____ DATA EXTRACT
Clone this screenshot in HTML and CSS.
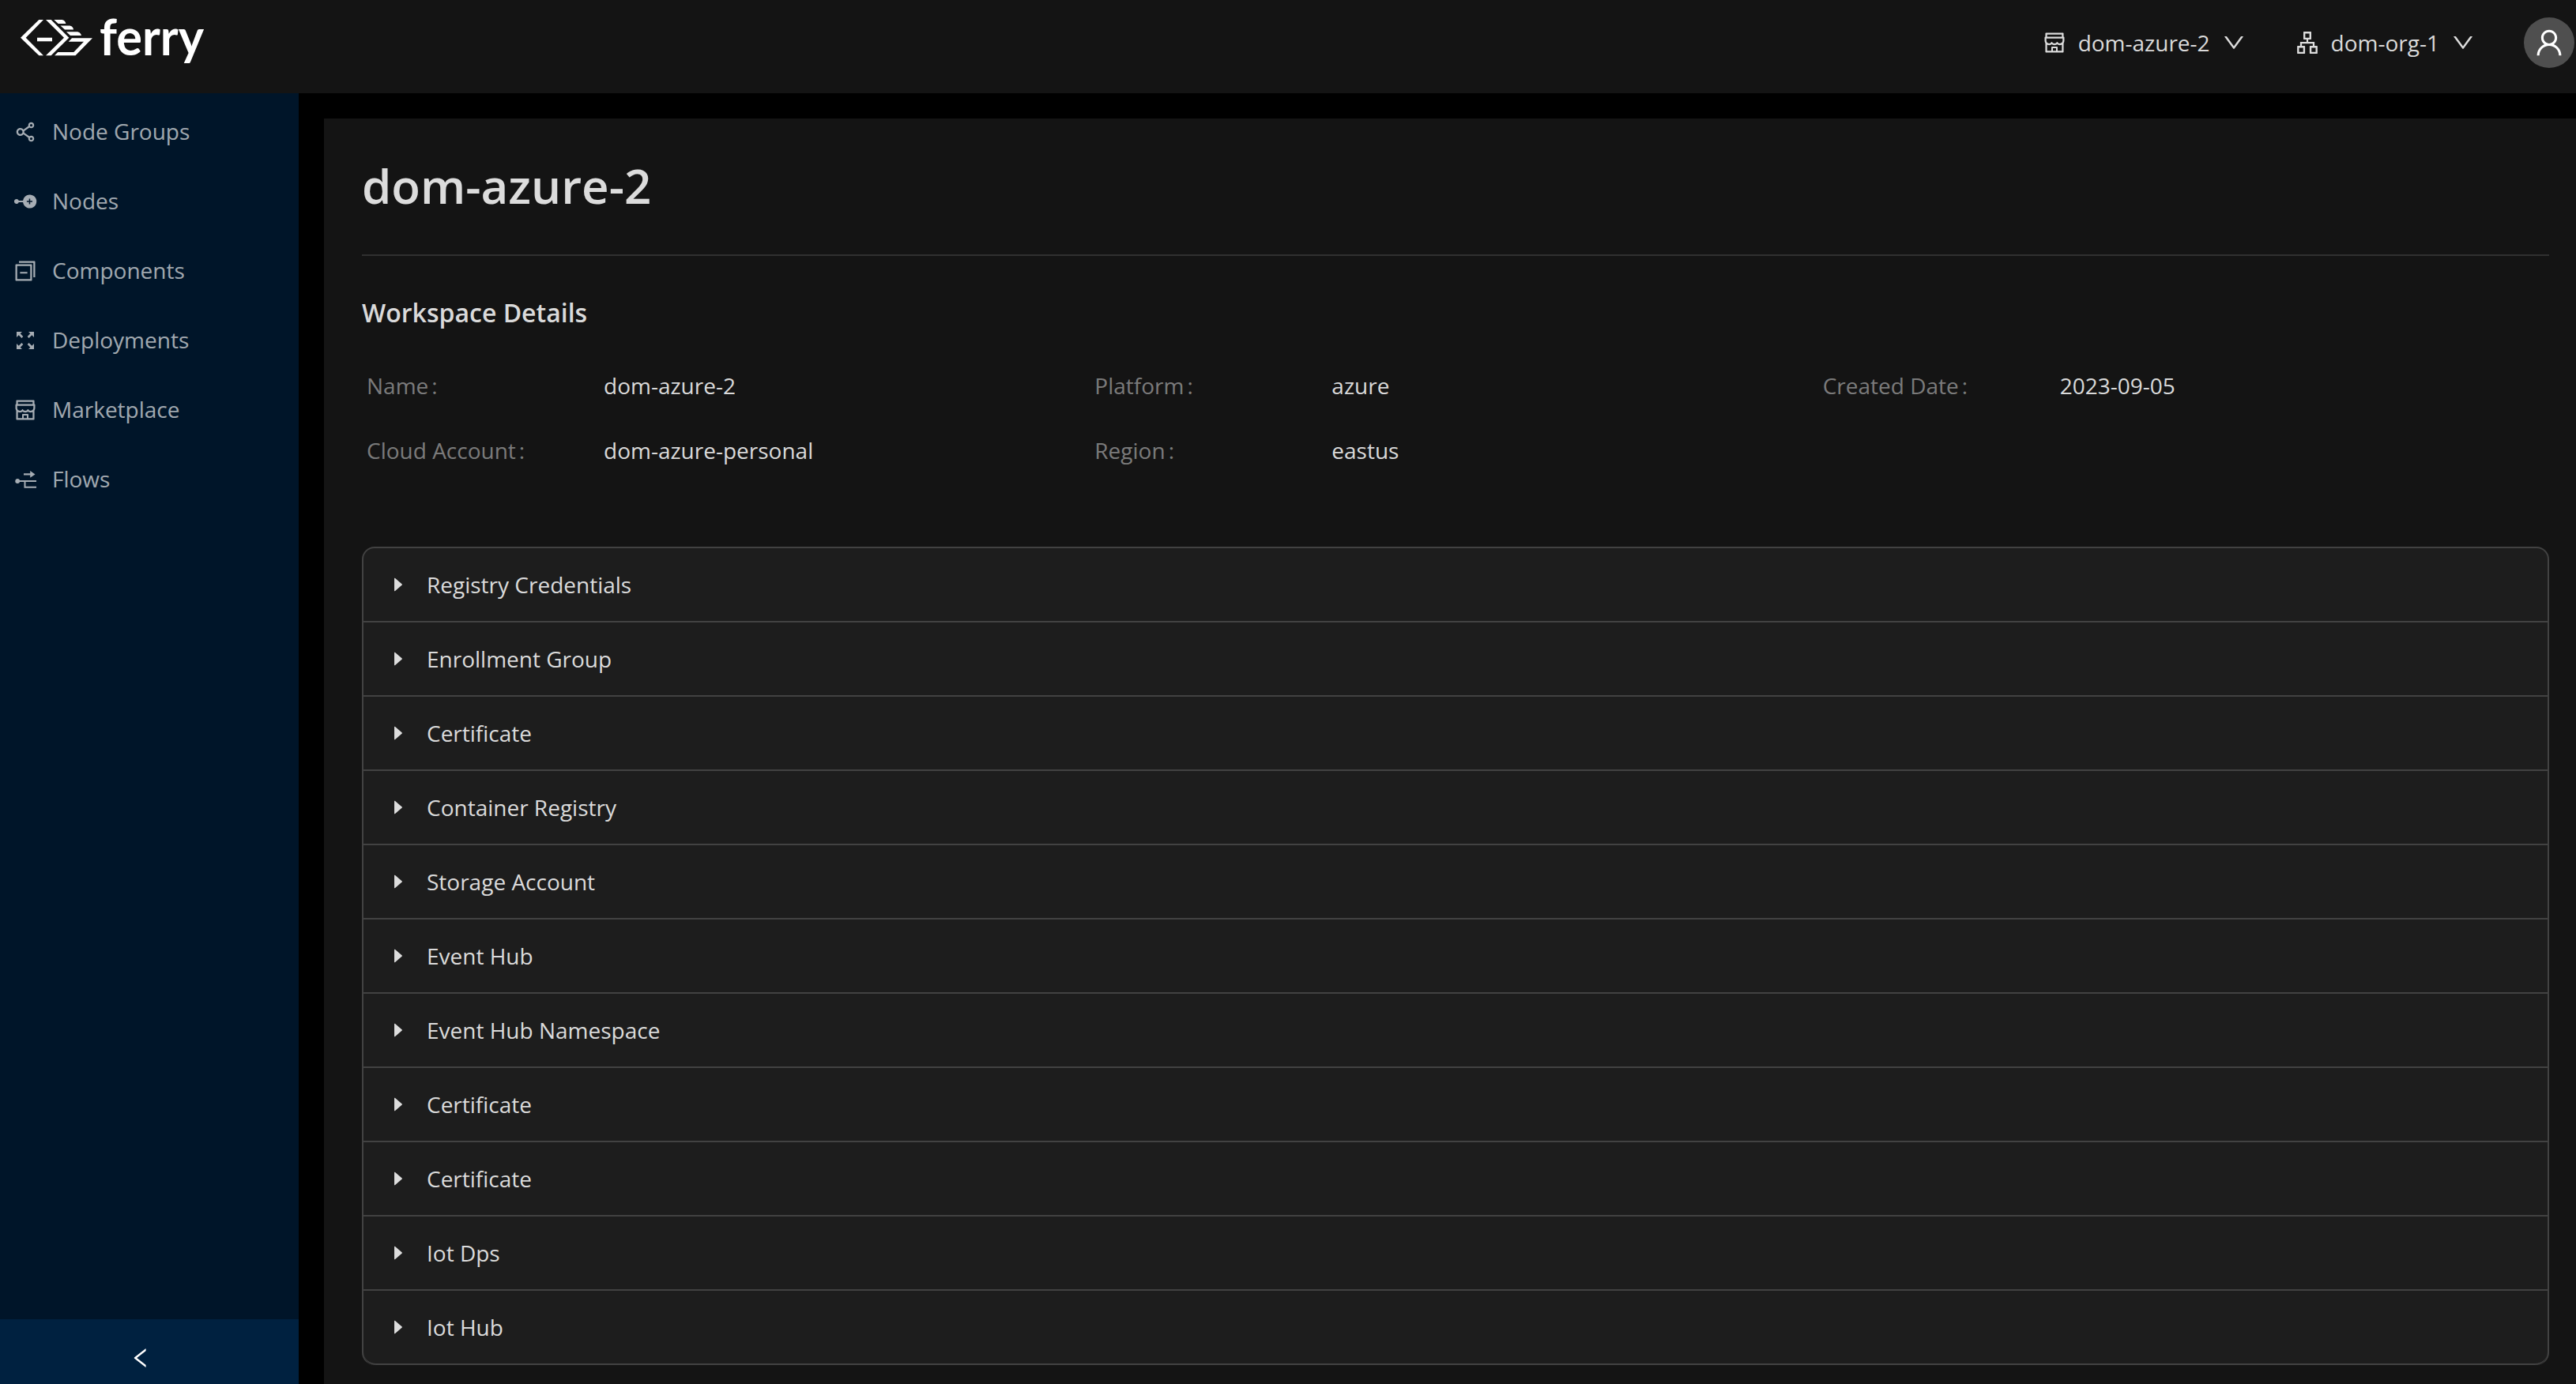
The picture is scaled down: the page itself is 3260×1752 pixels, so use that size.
FILE: index.html
```html
<!DOCTYPE html>
<html lang="en">
<head>
    <meta charset="UTF-8">
    <meta name="viewport" content="width=device-width, initial-scale=1.0">
    <title>ferry - dom-azure-2</title>
    <link rel="stylesheet" href="styles.css">
</head>
<body>
    <!-- shared icons -->
    <svg class="icon-defs" width="0" height="0">
        <symbol id="shop" viewBox="0 0 1024 1024">
            <path d="M882 272.1V144c0-17.7-14.3-32-32-32H174c-17.7 0-32 14.3-32 32v128.1c-16.7 1-30 14.9-30 31.9v131.7a177 177 0 0 0 14.4 70.4c4.3 10.2 9.6 19.8 15.6 28.9v345c0 17.6 14.3 32 32 32h676c17.7 0 32-14.3 32-32V535a175 175 0 0 0 15.6-28.9c9.5-22.3 14.4-46 14.4-70.4V304c0-17-13.3-30.9-30-31.9zM214 184h596v88H214v-88zm362 656.1H448V736h128v104.1zm234 0H640V704c0-17.7-14.3-32-32-32H416c-17.7 0-32 14.3-32 32v136.1H214V597.9c2.9 1.4 5.9 2.8 9 4 22.3 9.4 46 14.1 70.4 14.1s48-4.7 70.4-14.1c13.8-5.8 26.8-13.2 38.7-22.1.2-.1.4-.1.6 0a180.4 180.4 0 0 0 38.7 22.1c22.3 9.4 46 14.1 70.4 14.1 24.4 0 48-4.7 70.4-14.1 13.8-5.8 26.8-13.2 38.7-22.1.2-.1.4-.1.6 0a180.4 180.4 0 0 0 38.7 22.1c22.3 9.4 46 14.1 70.4 14.1 24.4 0 48-4.7 70.4-14.1 3-1.3 6-2.6 9-4v242.2zm30-404.4c0 59.8-49 108.3-109.3 108.3-40.8 0-76.4-22.1-95.2-54.9-2.9-5-8.1-8.1-13.9-8.1h-.6c-5.7 0-11 3.1-13.9 8.1A109.24 109.24 0 0 1 512 544c-40.7 0-76.2-22-95-54.7-3-5.1-8.4-8.3-14.3-8.3s-11.4 3.2-14.3 8.3a109.63 109.63 0 0 1-95.1 54.7C233 544 184 495.5 184 435.7v-91.2c0-.3.2-.5.5-.5h655c.3 0 .5.2.5.5v91.2z"/>
        </symbol>
        <symbol id="down" viewBox="0 0 1024 1024">
            <path d="M884 256h-75c-5.1 0-9.9 2.5-12.9 6.6L512 654.2 227.9 262.6c-3-4.1-7.8-6.6-12.9-6.6h-75c-6.5 0-10.3 7.4-6.5 12.7l352.6 486.1c12.8 17.6 39 17.6 51.7 0l352.6-486.1c3.9-5.3.1-12.7-6.4-12.7z"/>
        </symbol>
        <symbol id="caret" viewBox="0 0 1024 1024">
            <path d="M715.8 493.5L335 165.1c-14.2-12.2-35-1.2-35 18.5v656.8c0 19.7 20.8 30.7 35 18.5l380.8-328.4c10.9-9.4 10.9-27.6 0-37z"/>
        </symbol>
    </svg>

    <header class="header">
        <svg class="logo" width="250" height="80" viewBox="0 0 250 80">
            <path d="M49.3 25H55L32.7 47.7 55 70.3h-5.7L26 47.7z"/>
            <path d="M58 25h6.7l22.6 22.7-22.6 22.6H58L81 47.7z"/>
            <path d="M47 47.7h19v4.6H47z"/>
            <path d="M68.3 25h9.2c3.500 0 5.300 2.200 5.800 5h-9.600z"/>
            <path d="M76.5 32.5h10.8c3.600 0 5.300 2.300 5.700 5.100H82z"/>
            <path d="M84 40.2h13c3.600 0 5.400 2.300 6 4.800H89z"/>
            <path d="M91 48.2h26L95.5 70.3H69l4.300-4.300h20l12.700-13.300H86.700z"/>
            <text class="logo-text" x="126" y="70.3" textLength="132" lengthAdjust="spacingAndGlyphs">ferry</text>
        </svg>

        <div class="header-actions">
            <div class="dropdown">
                <svg class="icon"><use href="#shop"/></svg>
                <span>dom-azure-2</span>
                <svg class="icon"><use href="#down"/></svg>
            </div>
            <div class="dropdown">
                <svg class="icon" viewBox="0 0 1024 1024"><path d="M908 640H804V488c0-4.4-3.6-8-8-8H548v-96h108c8.8 0 16-7.2 16-16V80c0-8.8-7.2-16-16-16H368c-8.8 0-16 7.2-16 16v288c0 8.8 7.2 16 16 16h108v96H228c-4.4 0-8 3.6-8 8v152H116c-8.8 0-16 7.2-16 16v288c0 8.8 7.2 16 16 16h288c8.8 0 16-7.2 16-16V656c0-8.8-7.2-16-16-16H292v-88h440v88H620c-8.8 0-16 7.2-16 16v288c0 8.8 7.2 16 16 16h288c8.8 0 16-7.2 16-16V656c0-8.8-7.2-16-16-16zm-564 76v168H176V716h168zm84-408V140h168v168H428zm420 576H680V716h168v168z"/></svg>
                <span>dom-org-1</span>
                <svg class="icon"><use href="#down"/></svg>
            </div>
            <div class="avatar">
                <svg viewBox="0 0 1024 1024"><path d="M858.5 763.6a374 374 0 0 0-80.6-119.5 375.63 375.63 0 0 0-119.5-80.6c-.4-.2-.8-.3-1.2-.5C719.5 518 760 444.7 760 362c0-137-111-248-248-248S264 225 264 362c0 82.7 40.5 156 102.8 201.1-.4.2-.8.3-1.2.5-44.8 18.9-85 46-119.5 80.6a375.63 375.63 0 0 0-80.6 119.5A371.7 371.7 0 0 0 136 901.8a8 8 0 0 0 8 8.2h60c4.4 0 7.9-3.5 8-7.8 2-77.2 33-149.5 87.8-204.3 56.7-56.7 132-87.9 212.2-87.9s155.5 31.2 212.2 87.9C779 752.7 810 825 812 902.2c.1 4.4 3.6 7.8 8 7.8h60a8 8 0 0 0 8-8.2c-1-47.8-10.9-94.3-29.5-138.2zM512 534c-45.9 0-89.1-17.9-121.6-50.4S340 407.9 340 362c0-45.900 17.900-89.100 50.400-121.600S466.100 190 512 190s89.100 17.900 121.600 50.400S684 316.100 684 362c0 45.900-17.900 89.100-50.400 121.600S557.900 534 512 534z"/></svg>
            </div>
        </div>
    </header>

    <div class="layout">
        <aside class="sidebar">
            <nav class="menu">
                <a class="menu-item">
                    <svg class="icon" viewBox="0 0 1024 1024"><path d="M752 664c-28.5 0-54.8 10-75.4 26.7L469.4 540.8a160.68 160.68 0 0 0 0-57.6l207.2-149.9C697.2 350 723.5 360 752 360c66.2 0 120-53.8 120-120s-53.8-120-120-120-120 53.8-120 120c0 11.6 1.6 22.7 4.7 33.3L439.9 415.8C410.7 377.1 364.3 352 312 352c-88.4 0-160 71.6-160 160s71.6 160 160 160c52.3 0 98.7-25.1 127.9-63.8l196.8 142.5c-3.1 10.6-4.7 21.8-4.7 33.3 0 66.2 53.8 120 120 120s120-53.8 120-120-53.8-120-120-120zm0-476c28.7 0 52 23.3 52 52s-23.3 52-52 52-52-23.3-52-52 23.3-52 52-52zM312 600c-48.5 0-88-39.5-88-88s39.5-88 88-88 88 39.5 88 88-39.5 88-88 88zm440 236c-28.7 0-52-23.3-52-52s23.3-52 52-52 52 23.3 52 52-23.3 52-52 52z"/></svg>
                    <span>Node Groups</span>
                </a>
                <a class="menu-item">
                    <svg class="icon" viewBox="0 0 32 32"><path fill-rule="evenodd" d="M5 13a3 3 0 0 1 2.8 2h5.3a8.6 8.6 0 1 1 0 2H7.8A3 3 0 1 1 5 13zM20.7 12.5v2.8h-2.8v1.4h2.8v2.8h1.5v-2.8H25v-1.4h-2.8v-2.8z"/></svg>
                    <span>Nodes</span>
                </a>
                <a class="menu-item">
                    <svg class="icon" viewBox="0 0 1024 1024"><path d="M752 240H144c-17.7 0-32 14.3-32 32v608c0 17.7 14.3 32 32 32h608c17.7 0 32-14.3 32-32V272c0-17.7-14.3-32-32-32zm-40 600H184V312h528v528zm168-728H264c-4.400 0-8 3.600-8 8v56c0 4.400 3.600 8 8 8h576v576c0 4.400 3.600 8 8 8h56c4.400 0 8-3.600 8-8V144c0-17.700-14.300-32-32-32zM300 550h296v64H300z"/></svg>
                    <span>Components</span>
                </a>
                <a class="menu-item">
                    <svg class="icon" viewBox="0 0 32 32">
                        <path d="M5 5h7l-2.3 2.3 3.6 3.7-1.9 1.9-3.7-3.6L5 12z"/>
                        <path d="M27 5h-7l2.3 2.3-3.6 3.7 1.9 1.9 3.7-3.6L27 12z"/>
                        <path d="M5 27h7l-2.3-2.3 3.6-3.7-1.9-1.9-3.7 3.6L5 20z"/>
                        <path d="M27 27h-7l2.3-2.3-3.6-3.7 1.9-1.9 3.7 3.6L27 20z"/>
                    </svg>
                    <span>Deployments</span>
                </a>
                <a class="menu-item">
                    <svg class="icon"><use href="#shop"/></svg>
                    <span>Marketplace</span>
                </a>
                <a class="menu-item">
                    <svg class="icon" viewBox="0 0 32 32"><path d="M14 8.200h8.200V5l6.300 4.400-6.300 4.400v-3.200H14zM6.300 15a3 3 0 0 1 2.800 2H30v2H16.500v5.700H30v2H14.500V19H9.100A3 3 0 1 1 6.300 15z"/></svg>
                    <span>Flows</span>
                </a>
            </nav>
            <div class="sidebar-trigger">
                <svg class="icon" viewBox="0 0 1024 1024"><path d="M724 218.3V141c0-6.7-7.7-10.4-12.9-6.3L260.3 486.8a31.86 31.86 0 0 0 0 50.3l450.8 352.1c5.3 4.1 12.9.4 12.9-6.3v-77.3c0-4.9-2.3-9.6-6.1-12.6l-360-281 360-281.1c3.8-3 6.1-7.7 6.1-12.6z"/></svg>
            </div>
        </aside>

        <main class="content">
            <h1>dom-azure-2</h1>
            <h2>Workspace Details</h2>

            <div class="details">
                <div class="detail"><span class="label">Name</span><span>dom-azure-2</span></div>
                <div class="detail"><span class="label">Platform</span><span>azure</span></div>
                <div class="detail"><span class="label">Created Date</span><span>2023-09-05</span></div>
                <div class="detail"><span class="label">Cloud Account</span><span>dom-azure-personal</span></div>
                <div class="detail"><span class="label">Region</span><span>eastus</span></div>
            </div>

            <div class="collapse">
                <div class="panel"><svg class="caret"><use href="#caret"/></svg><span>Registry Credentials</span></div>
                <div class="panel"><svg class="caret"><use href="#caret"/></svg><span>Enrollment Group</span></div>
                <div class="panel"><svg class="caret"><use href="#caret"/></svg><span>Certificate</span></div>
                <div class="panel"><svg class="caret"><use href="#caret"/></svg><span>Container Registry</span></div>
                <div class="panel"><svg class="caret"><use href="#caret"/></svg><span>Storage Account</span></div>
                <div class="panel"><svg class="caret"><use href="#caret"/></svg><span>Event Hub</span></div>
                <div class="panel"><svg class="caret"><use href="#caret"/></svg><span>Event Hub Namespace</span></div>
                <div class="panel"><svg class="caret"><use href="#caret"/></svg><span>Certificate</span></div>
                <div class="panel"><svg class="caret"><use href="#caret"/></svg><span>Certificate</span></div>
                <div class="panel"><svg class="caret"><use href="#caret"/></svg><span>Iot Dps</span></div>
                <div class="panel"><svg class="caret"><use href="#caret"/></svg><span>Iot Hub</span></div>
            </div>
        </main>
    </div>
</body>
</html>
```
FILE: styles.css
```css
* {
    box-sizing: border-box;
}
body {
    margin: 0;
    height: 100vh;
    overflow: hidden;
    display: flex;
    flex-direction: column;
    background-color: #000;
    color: rgba(255, 255, 255, 0.85);
    font-family: "Open Sans", "Noto Sans", sans-serif;
    font-size: 28px;
    line-height: 44px;
}
.icon-defs {
    display: none;
}
svg {
    fill: currentColor;
    flex: none;
}
.icon {
    width: 32px;
    height: 32px;
}

/* header */
.header {
    flex: none;
    height: 118px;
    display: flex;
    justify-content: space-between;
    background-color: #141414;
}
.logo {
    color: #fff;
    overflow: visible;
}
.logo-text {
    font-family: Lato, sans-serif;
    font-size: 64px;
    font-weight: 700;
}
.header-actions {
    height: 108px;
    display: flex;
    align-items: center;
    padding-right: 2px;
}
.dropdown {
    display: flex;
    align-items: center;
    margin-right: 61px;
}
.dropdown span {
    margin: 0 14px;
}
.avatar {
    width: 64px;
    height: 64px;
    display: flex;
    align-items: center;
    justify-content: center;
    border-radius: 50%;
    background-color: #4f4f4f;
    color: #fff;
}
.avatar svg {
    width: 42px;
    height: 42px;
}

.layout {
    flex: 1;
    min-height: 0;
    display: flex;
}

/* sidebar */
.sidebar {
    width: 378px;
    flex: none;
    display: flex;
    flex-direction: column;
    justify-content: space-between;
    background-color: #001529;
}
.menu {
    display: flex;
    flex-direction: column;
    gap: 8px;
    padding-top: 9px;
}
.menu-item {
    height: 80px;
    display: flex;
    align-items: center;
    padding-left: 16px;
    color: rgba(255, 255, 255, 0.65);
}
.menu-item span {
    margin-left: 18px;
    padding-bottom: 2px;
}
.sidebar-trigger {
    height: 82px;
    display: flex;
    justify-content: center;
    padding: 33px 22px 0 0;
    background-color: #002140;
    color: #fff;
}

/* content */
.content {
    flex: 1;
    margin: 32px 0 0 32px;
    padding: 48px 34px 0 48px;
    background-color: #141414;
}
h1 {
    margin: 0;
    height: 126px;
    border-bottom: 2px solid #303030;
    font-size: 60px;
    font-weight: 600;
    line-height: 75px;
}
h2 {
    margin: 48px 0 46px;
    font-size: 32px;
    font-weight: 600;
    line-height: 48px;
}
.details {
    display: grid;
    grid-template-columns: repeat(3, 1fr);
    row-gap: 38px;
    margin: 0 -2px 100px 6px;
}
.detail {
    display: flex;
}
.label {
    width: 300px;
    color: rgba(255, 255, 255, 0.45);
}
.label::after {
    content: ":";
    margin-left: 4px;
}
.collapse {
    border: 2px solid #424242;
    border-bottom: none;
    border-radius: 16px;
    background-color: #1d1d1d;
}
.panel {
    height: 94px;
    display: flex;
    align-items: center;
    padding: 0 32px;
    border-bottom: 2px solid #424242;
}
.panel:last-child {
    border-radius: 0 0 16px 16px;
}
.caret {
    width: 24px;
    height: 24px;
    margin-right: 24px;
}
```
________
Work out the number of lines above that include the string "size" and write only that number.

5